Our initial selection criteria were that at least 100 G-band images had to be recorded on a given day, which should additionally have a cadence of better than 100 s. It turned out that these criteria restricted us to data with only half the spatial resolution (0.11″ pixel^-1), where 2 × 2 pixels were binned into one. In total 48 datasets with 2048 × 1024 pixels and 153 datasets with 1024 × 1024 pixels were selected for further analysis. The time intervals covered by these datasets range from one to 16 h. The bulk statistical analysis will be presented in forthcoming publications. Here, we will discuss the LCT algorithm in detail and justify our choice of input parameters. For this purpose, we selected two datasets: one with a high cadence and another one with a long duration. In addition, we picked a dataset without binning to study the dependence of flow maps on the spatial resolution of the input data.

2.1. High-cadence sequence

The LCT depends on several input parameters such as the time interval between successive images and the sampling window’s size and form. We analyzed a one-hour time-series with a cadence of 15 s to validate the intrinsic accuracy of the LCT algorithm. The data were captured from 14:27–15:27 UT on 2007 June 4 (see Fig. 1a). The time-series contains 238 images with 1024 × 1024 pixels. The observations were centered on the active region NOAA 10960, which was located on the solar disk at heliocentric coordinates E630″ and S125″ (μ = 0.75). The active region was in the maximum growth phase and had a complex magnetic field configuration. NOAA 10960 was classified as a βγδ-region and was the source of many M-class flares, including a major M8.9 flare at 05:06 UT on 2007 June 4, which has been analyzed in a multi-wavelength study by Kumar et al. (2010).

2.2. Long-duration sequence

Solar features evolve on different time scales from about five minutes for granulation to several tens of hours for supergranulation. Obviously, the time over which individual LCT maps are averaged plays a decisive role in the interpretation of these average flow maps. Hence, we selected a time-series with 16 hours of continuous data captured on 2006 December 7 (see Fig. 1b). This long-duration sequence starts at 02:30 UT and ends at 18:30 UT. It includes 960 images with 1024 × 1024 pixels and has a cadence of 60 s. Owing to memory constrains imposed by the subsonic filtering we chose an area of 210 × 595 pixels centered on a region with granulation and G-band bright points (white box Fig. 1b). This region is to the west of the active region NOAA 10930, located at heliocentric coordinates E777″ and S88″ (μ = 0.59). The sunspot group was classified as a βγδ-region that exhibits a complex magnetic topology and produced numerous C-, M-, and X-class flares. This region has been extensively studied, especially around the time of an X3.4 flare on 2006 December 13 (e.g., Schrijver et al. 2008). The LCT techniques were used by Tan et al. (2009) to study horizontal proper motions associated with penumbral filaments in a rapidly rotating δ-spot.

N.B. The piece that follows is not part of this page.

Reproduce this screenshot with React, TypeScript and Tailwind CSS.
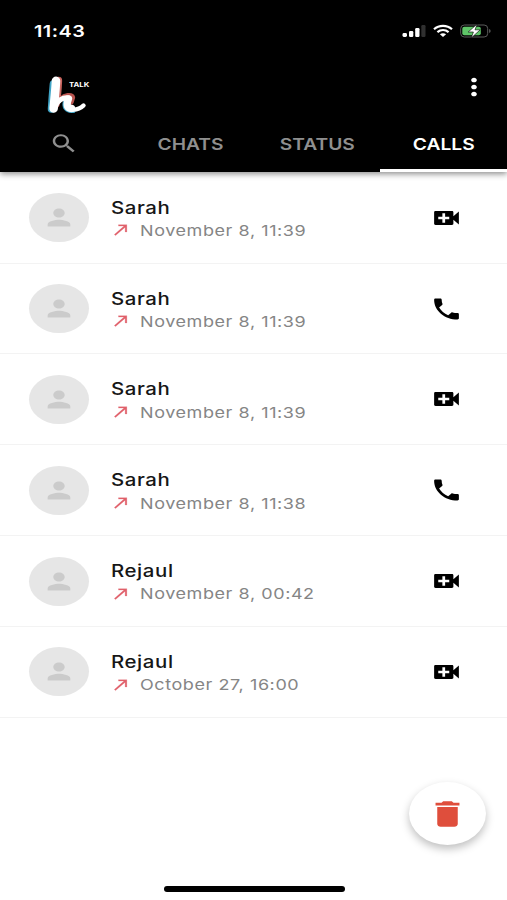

2.3. High-spatial resolution sequence

Only a few datasets of G-band images exist with the full spatial resolution of 0.055″ pixel^-1 and a cadence suitable for LCT. We selected a one-hour time-series, which was acquired starting at 04:00 UT on 2006 November 26. This high-spatial resolution sequence contains 118 images with 2048 × 2048 pixels and has a time cadence of about 30 s. The observations were centered on a quiet Sun region near the disk center at heliocentric coordinates E108″ and S125″ (μ = 0.99), which contains only a few G-band bright points and no major magnetic flux concentrations.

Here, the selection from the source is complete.